Long Live the Theater

Monday night, I eavesdropped on a conversation between Guthrie artistic director Joe Dowling, actor Peter Michael Goetz, and eight-time Tony Award-winning producer Manny Azenberg.

Okay, so I didn’t just happen upon the trio: they were sitting on the Guthrie’s Wurtele Thrust stage, participating in the latest “In Conversation” installation. The chat heavily focused on Neil Simon, playwright of the Guthrie’s summer production, The Sunshine Boys. Between Azenberg, Simon’s producer of 50-plus years, and Goetz, who acted as Jack Jerome in the Broadway premiere of Simon’s Brighton Beach Memoirs in 1983, every question Dowling asked was met with a story.

How Simon approaches rewrites: “You’d wake up and there’d be a totally new script waiting for you under your hotel-room door,” said Goetz. “You’d memorize it, and have it ready to go for the 1 p.m. matinee.”

Does Simon know his writing will get laughs: “On paper, it never looked funny,” said Azenberg. “But then the actor would say it aloud, and the audience would roar. I asked him once if he knew that something would be funny when he wrote it. He just look at me and said, ‘Of course.’”

How did Simon and Azenberg first meet: “Some actor named Robert Redford—maybe you’ve heard of him?—was in town (in 1963) to do one of Simon’s shows, Barefoot in the Park, and asked me to be on his softball team,” Azenberg recalled. “Neil was on the team, too. So, we became friends.”

But between the stories and jokes was talk of the theater world at large—more specifically, Broadway’s decline since Azenberg’s glory days (his words, not mine). He called today’s Broadway a theme park, and looked truly sad when talking about the skewed pay structure that has led to its downfall. He waxed nostalgic about the times he worked with Tennessee Williams and Kevin Spacey; about when actors actually made a living and chorus members were able to float from show to show, gaining the experience and expertise necessary to market themselves rather than settle for forever being back-up dancers.

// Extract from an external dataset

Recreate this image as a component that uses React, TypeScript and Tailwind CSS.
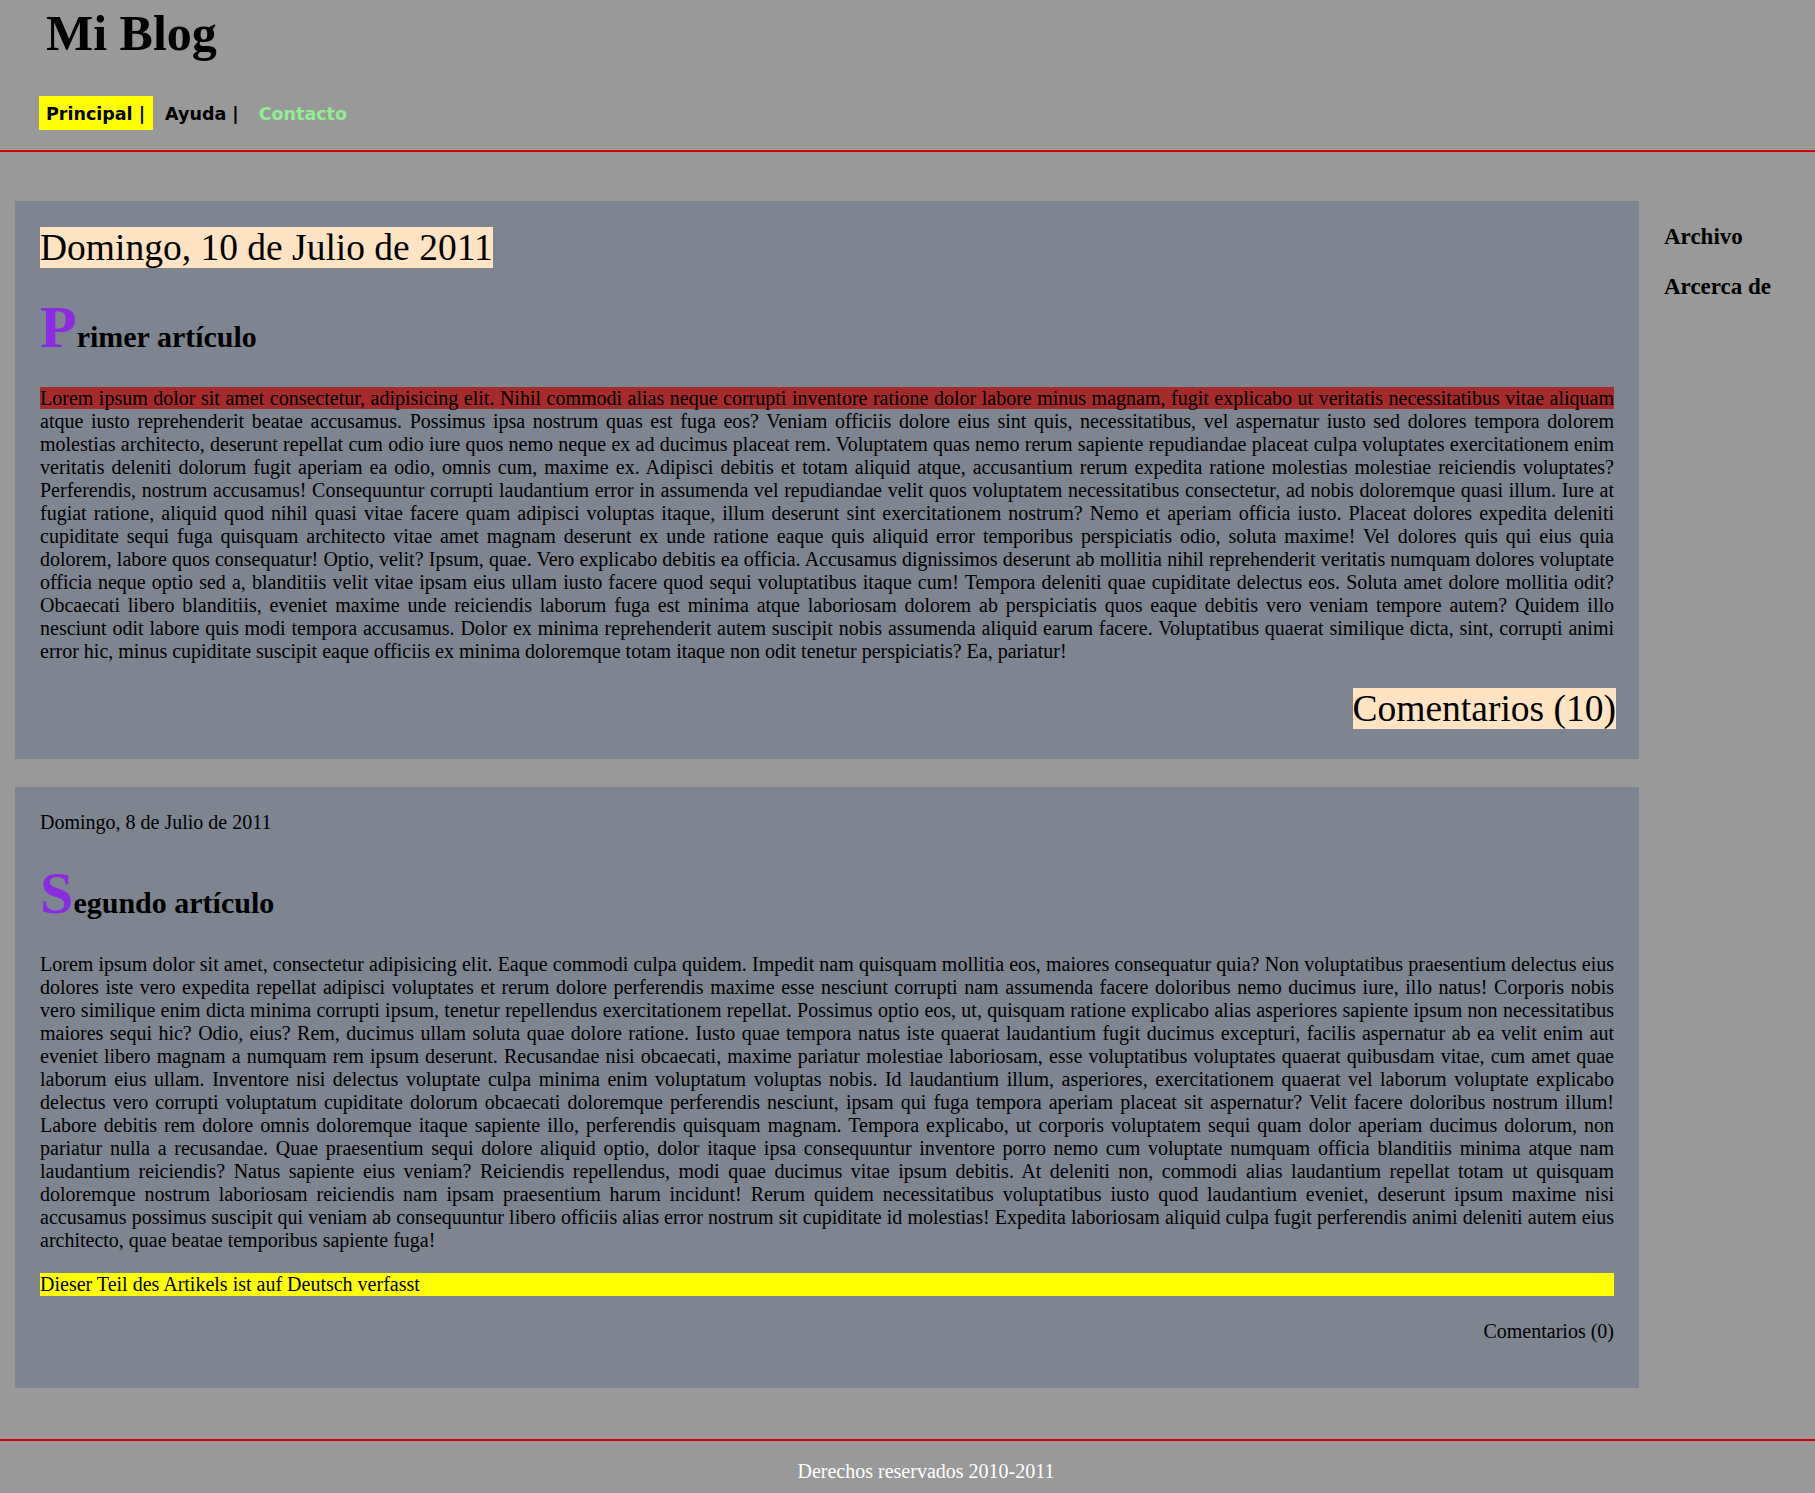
const P1_LINES = [
  "Lorem ipsum dolor sit amet consectetur, adipisicing elit. Nihil commodi alias neque corrupti inventore ratione dolor labore minus magnam, fugit explicabo ut veritatis necessitatibus vitae aliquam",
  "atque iusto reprehenderit beatae accusamus. Possimus ipsa nostrum quas est fuga eos? Veniam officiis dolore eius sint quis, necessitatibus, vel aspernatur iusto sed dolores tempora dolorem",
  "molestias architecto, deserunt repellat cum odio iure quos nemo neque ex ad ducimus placeat rem. Voluptatem quas nemo rerum sapiente repudiandae placeat culpa voluptates exercitationem enim",
  "veritatis deleniti dolorum fugit aperiam ea odio, omnis cum, maxime ex. Adipisci debitis et totam aliquid atque, accusantium rerum expedita ratione molestias molestiae reiciendis voluptates?",
  "Perferendis, nostrum accusamus! Consequuntur corrupti laudantium error in assumenda vel repudiandae velit quos voluptatem necessitatibus consectetur, ad nobis doloremque quasi illum. Iure at",
  "fugiat ratione, aliquid quod nihil quasi vitae facere quam adipisci voluptas itaque, illum deserunt sint exercitationem nostrum? Nemo et aperiam officia iusto. Placeat dolores expedita deleniti",
  "cupiditate sequi fuga quisquam architecto vitae amet magnam deserunt ex unde ratione eaque quis aliquid error temporibus perspiciatis odio, soluta maxime! Vel dolores quis qui eius quia",
  "dolorem, labore quos consequatur! Optio, velit? Ipsum, quae. Vero explicabo debitis ea officia. Accusamus dignissimos deserunt ab mollitia nihil reprehenderit veritatis numquam dolores voluptate",
  "officia neque optio sed a, blanditiis velit vitae ipsam eius ullam iusto facere quod sequi voluptatibus itaque cum! Tempora deleniti quae cupiditate delectus eos. Soluta amet dolore mollitia odit?",
  "Obcaecati libero blanditiis, eveniet maxime unde reiciendis laborum fuga est minima atque laboriosam dolorem ab perspiciatis quos eaque debitis vero veniam tempore autem? Quidem illo",
  "nesciunt odit labore quis modi tempora accusamus. Dolor ex minima reprehenderit autem suscipit nobis assumenda aliquid earum facere. Voluptatibus quaerat similique dicta, sint, corrupti animi",
  "error hic, minus cupiditate suscipit eaque officiis ex minima doloremque totam itaque non odit tenetur perspiciatis? Ea, pariatur!",
];

const P2 =
  "Lorem ipsum dolor sit amet, consectetur adipisicing elit. Eaque commodi culpa quidem. Impedit nam quisquam mollitia eos, maiores consequatur quia? Non voluptatibus praesentium delectus eius dolores iste vero expedita repellat adipisci voluptates et rerum dolore perferendis maxime esse nesciunt corrupti nam assumenda facere doloribus nemo ducimus iure, illo natus! Corporis nobis vero similique enim dicta minima corrupti ipsum, tenetur repellendus exercitationem repellat. Possimus optio eos, ut, quisquam ratione explicabo alias asperiores sapiente ipsum non necessitatibus maiores sequi hic? Odio, eius? Rem, ducimus ullam soluta quae dolore ratione. Iusto quae tempora natus iste quaerat laudantium fugit ducimus excepturi, facilis aspernatur ab ea velit enim aut eveniet libero magnam a numquam rem ipsum deserunt. Recusandae nisi obcaecati, maxime pariatur molestiae laboriosam, esse voluptatibus voluptates quaerat quibusdam vitae, cum amet quae laborum eius ullam. Inventore nisi delectus voluptate culpa minima enim voluptatum voluptas nobis. Id laudantium illum, asperiores, exercitationem quaerat vel laborum voluptate explicabo delectus vero corrupti voluptatum cupiditate dolorum obcaecati doloremque perferendis nesciunt, ipsam qui fuga tempora aperiam placeat sit aspernatur? Velit facere doloribus nostrum illum! Labore debitis rem dolore omnis doloremque itaque sapiente illo, perferendis quisquam magnam. Tempora explicabo, ut corporis voluptatem sequi quam dolor aperiam ducimus dolorum, non pariatur nulla a recusandae. Quae praesentium sequi dolore aliquid optio, dolor itaque ipsa consequuntur inventore porro nemo cum voluptate numquam officia blanditiis minima atque nam laudantium reiciendis? Natus sapiente eius veniam? Reiciendis repellendus, modi quae ducimus vitae ipsum debitis. At deleniti non, commodi alias laudantium repellat totam ut quisquam doloremque nostrum laboriosam reiciendis nam ipsam praesentium harum incidunt! Rerum quidem necessitatibus voluptatibus iusto quod laudantium eveniet, deserunt ipsum maxime nisi accusamus possimus suscipit qui veniam ab consequuntur libero officiis alias error nostrum sit cupiditate id molestias! Expedita laboriosam aliquid culpa fugit perferendis animi deleniti autem eius architecto, quae beatae temporibus sapiente fuga!";

export default function App() {
  return (
    <div className="min-h-[1493px] bg-[#999999] font-['Liberation_Serif','Times_New_Roman',serif] text-black">
      <header className="border-b-2 border-[#d40000] pb-[20px]">
        <h1 className="ml-[46px] pt-[5px] text-[50px] font-bold leading-[57px]">Mi Blog</h1>
        <nav className="ml-[39px] mt-[34px] flex gap-[5px] font-['DejaVu_Sans','Verdana',sans-serif] text-[17.5px] font-bold">
          <a className="flex h-[34px] items-center bg-[#ffff00] pl-[7px] pr-[8px] pt-[2px] text-black">Principal |</a>
          <a className="flex h-[34px] items-center pl-[7px] pr-[8px] pt-[2px] text-black">Ayuda |</a>
          <a className="flex h-[34px] items-center pl-[7px] pr-[8px] pt-[2px] text-[#90ee90]">Contacto</a>
        </nav>
      </header>

      <div className="mt-[49px] flex">
        <main className="ml-[15px] flex w-[1624px] shrink-0 flex-col gap-[28px]">
          <article className="bg-[#7e8490] px-[25px] pb-[29px] pt-[25px]">
            <div className="text-[37.5px] leading-[43px]">
              <span className="bg-[#ffe4c4]">Domingo, 10 de Julio de 2011</span>
            </div>
            <h2 className="mt-[28px] text-[30px] font-bold leading-none first-letter:text-[60px] first-letter:leading-none first-letter:text-[#8a2be2]">
              Primer artículo
            </h2>
            <p className="mt-[30px] text-justify text-[20px] leading-[23px]">
              {P1_LINES.map((line, i) => {
                const last = i === P1_LINES.length - 1;
                return (
                  <span
                    key={i}
                    className={last ? "block text-justify" : "block text-justify [text-align-last:justify]"}
                  >
                    {i === 0 ? <span className="bg-[#a52a2a]">{line}</span> : line}{" "}
                  </span>
                );
              })}
            </p>
            <div className="-mr-[2px] mt-[24px] text-right text-[37.5px] leading-[43px]">
              <span className="bg-[#ffe4c4]">Comentarios (10)</span>
            </div>
          </article>

          <article className="bg-[#7e8490] px-[25px] pb-[45px] pt-[24px]">
            <div className="text-[20px] leading-[23px]">Domingo, 8 de Julio de 2011</div>
            <h2 className="mt-[29px] text-[30px] font-bold leading-none first-letter:text-[60px] first-letter:leading-none first-letter:text-[#8a2be2]">
              Segundo artículo
            </h2>
            <p className="mt-[30px] text-justify text-[20px] leading-[23px]">{P2}</p>
            <p className="mt-[21px] bg-[#ffff00] text-[20px] leading-[23px]">Dieser Teil des Artikels ist auf Deutsch verfasst</p>
            <div className="mt-[24px] text-right text-[20px] leading-[23px]">Comentarios (0)</div>
          </article>
        </main>

        <aside className="ml-[25px] mt-[23px] flex flex-col gap-[24px] text-[23px] font-bold leading-[26px]">
          <div>Archivo</div>
          <div>Arcerca de</div>
        </aside>
      </div>

      <footer className="mt-[51px] border-t-2 border-[#d40000] pb-[10px] pl-[37px] pt-[19px] text-center text-[20px] leading-[23px] text-white">
        Derechos reservados 2010-2011
      </footer>
    </div>
  );
}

As far as who has allowed Broadway to become a spectacle rather than remain the shining pinnacle of theatrical success it once was, he put the blame on his own generation. But in terms of who is responsible for fixing it? Well, that response was two-fold.

Answer number one: the current generation. “You need to step up and demand a change,” he said, even though those of us in the audience actually of the current generation were outnumbered 30-to-one by those of the previous generation. “You need to band together and insist that you won’t work for Broadway as it is. And if that doesn’t work, create more theaters like this (the Guthrie) throughout the nation. Follow this model. It’s the way theater should be.”

The second solution: Meryl Streep. “If Meryl gathered together the mayor of New York and all the Broadway execs and said, ‘No more! This ends now!’ and got her Hollywood pals together to reverse everything that Broadway’s become, it could change. She has enough clout to do that, you know.”

If anyone would know what kind of cards Meryl Streep holds, it would be Azenberg. I want to believe, too, that he would know how to fix Broadway (if it indeed needs fixing). But isn’t hindsight 20/20? And didn’t we learn from Woody Allen’s Midnight in Paris that wanting to live in the past is more about avoiding the truth than seeking it?

I don’t disagree with Azenberg about wishing Broadway today had the same pull, the same notoriety of the Broadway of yesteryear. But I don’t know that going back to how it once was will work, either. Theater will survive, that I firmly believe. What it will look like, however—well, I guess that’s for my generation to determine.